3. Menambahkan kata Sayyidina dihadapan nama Rasulullah SAW, menurut Imam Ibnu Qayyim al- Jauziah adalah bentuk ghulluw dan Ithra’ terhadap Rasulullah SAW dan perbuatan tersebuit adalah perbuatan yang dicela oleh Rasulullah SAW, sebagaimana sabda beliau: “Janganlah kalian Ithra’ (Berlebih-lebihan) dalam memujiku sebagai mana kaum Nashrani memuja Isa bin Maryam AS. Sesungguhnya aku hanyalah seorang hamba, maka katakanlah (tentangku) Abduhu wa Rasuluh (HR. Bukhari No. 3445, at- Tirmidzi dalam kitab Mukhtashor Syama’il Muhammadiyah No. 80, Imam Ahmad dalam Kitab Musnadnya Juz 1 hal 23, 24, 47 dan 55 serta Ad- Darimi Juz 2 hal. 320 dari Sahabat Umar bin KLahthab r.a)
4. Dalam Hadits lain dari Sahabat Abdullah bin Abbas ra (Ibnu Abbas): Rasulullah SAW bersabda: “Jauhkanlah diri kalian dari sikap ghulluw (berlebih-lebihan) dalam beragama, karena sesungguhnya sikap ghulluw ini telah membinasakan orang-orang sebelum kalian” (HR. Ahmad Juz 1 hal. 215 dan 347, an- Nasa’I Juz. Hal 268, Ibnu Majjah No. 3029, Ibnu Khuzaimah No. 2867).

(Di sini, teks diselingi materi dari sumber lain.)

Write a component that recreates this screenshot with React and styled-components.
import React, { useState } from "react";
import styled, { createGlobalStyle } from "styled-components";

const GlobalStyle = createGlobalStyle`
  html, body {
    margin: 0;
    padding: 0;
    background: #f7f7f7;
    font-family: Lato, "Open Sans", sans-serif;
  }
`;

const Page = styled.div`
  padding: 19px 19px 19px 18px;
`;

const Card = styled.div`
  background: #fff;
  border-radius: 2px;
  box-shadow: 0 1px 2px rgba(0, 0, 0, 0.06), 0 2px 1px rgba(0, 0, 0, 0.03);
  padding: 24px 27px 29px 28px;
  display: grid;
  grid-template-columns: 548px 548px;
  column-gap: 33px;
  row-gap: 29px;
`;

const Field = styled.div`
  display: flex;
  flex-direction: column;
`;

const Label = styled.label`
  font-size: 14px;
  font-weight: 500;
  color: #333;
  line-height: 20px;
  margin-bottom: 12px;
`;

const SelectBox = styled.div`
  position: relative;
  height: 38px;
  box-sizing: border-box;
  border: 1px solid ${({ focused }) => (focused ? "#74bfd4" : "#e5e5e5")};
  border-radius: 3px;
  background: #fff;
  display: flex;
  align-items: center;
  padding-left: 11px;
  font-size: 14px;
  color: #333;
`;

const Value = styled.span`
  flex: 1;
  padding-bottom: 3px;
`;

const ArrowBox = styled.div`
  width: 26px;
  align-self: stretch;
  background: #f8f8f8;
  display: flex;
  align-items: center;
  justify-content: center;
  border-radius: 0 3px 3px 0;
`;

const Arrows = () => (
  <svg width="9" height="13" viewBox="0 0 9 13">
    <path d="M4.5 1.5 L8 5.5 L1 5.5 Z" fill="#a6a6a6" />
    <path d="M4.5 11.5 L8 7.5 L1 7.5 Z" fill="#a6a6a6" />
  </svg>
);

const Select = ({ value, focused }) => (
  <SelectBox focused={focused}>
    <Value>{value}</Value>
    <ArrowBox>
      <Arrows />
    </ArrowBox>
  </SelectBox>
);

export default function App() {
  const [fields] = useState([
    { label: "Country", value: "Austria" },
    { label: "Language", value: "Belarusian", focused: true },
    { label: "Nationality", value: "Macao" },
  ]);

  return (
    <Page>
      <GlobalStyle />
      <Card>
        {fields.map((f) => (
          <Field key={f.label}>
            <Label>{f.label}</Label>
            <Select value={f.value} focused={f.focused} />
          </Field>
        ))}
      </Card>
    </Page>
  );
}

5. Anas bin Malik berkata, "Tak seorang pun yang lebih dicintai oleh para sahabat dari-pada Rasulullah Shallallaahu 'alaihi wa Salam. Tetapi, bila mereka melihat Rasulullah Shallallaahu 'alaihi wa Salam (hadir), mereka tidak berdiri untuk beliau. Sebab mereka mengetahui bahwa beliau membenci hal tersebut." (HR. At-Tirmidzi, hadits shahih)
6. Rasulullah Shallallaahu 'alaihi wa Salam bersabda, "Barangsiapa suka dihormati manusia dengan berdiri, maka hendaknya ia mendiami tempat duduknya di Neraka." (HR. Ahmad, hadits shahih)
7. Menganggap bahwa Nabi SAW, memiliki kedudukan yang lebih mulia dibandingkan hamba Allah yang lain semisal Malaikat dan para Nabi adalah perkara yang dilarang oleh beliau SAW, sebagaimana Sabda beliau SAW:
8. Dari Abu Hurairah r.a: Rasulullah SAW bersabda: “Janganlah kalian mengunggulkan aku atas Musa as. Sesungguhnya manusia akan dibangkitkan setelah kiamat dan aku adalah orang yang pertama siuman. Tiba-tiba Musa as. Memukulkan tangannya berada disisi Arsy. Aku tidak tahu apakah ia termasuk yang terkena kejutan luar biasa, sehingga pingsan dan siuman sebelumku atau yang termasuk dikecualikan Allah, tidak mengalami kejutan luar biasa” (HR. BUkhari, Muslim, Ath- Thahawi, Abu Dawud No. 4671, Hadits ini juga tercantum dalam kitab Mukhtashor al- Ulluw)
Mencintai Rasulullah SAW adalah suatu kewajiban bagi seorang muslim, sehingga tidak sempurna keimana seseorang dihadapan Allah SWT, sebagaimana sabda Rasulullah SAW: “Tidak beriman salah seorang diantara kalian sehingga aku lebih dicintai daripada bapaknya, anaknya dan seluruh manusia” (HR. Bukhari)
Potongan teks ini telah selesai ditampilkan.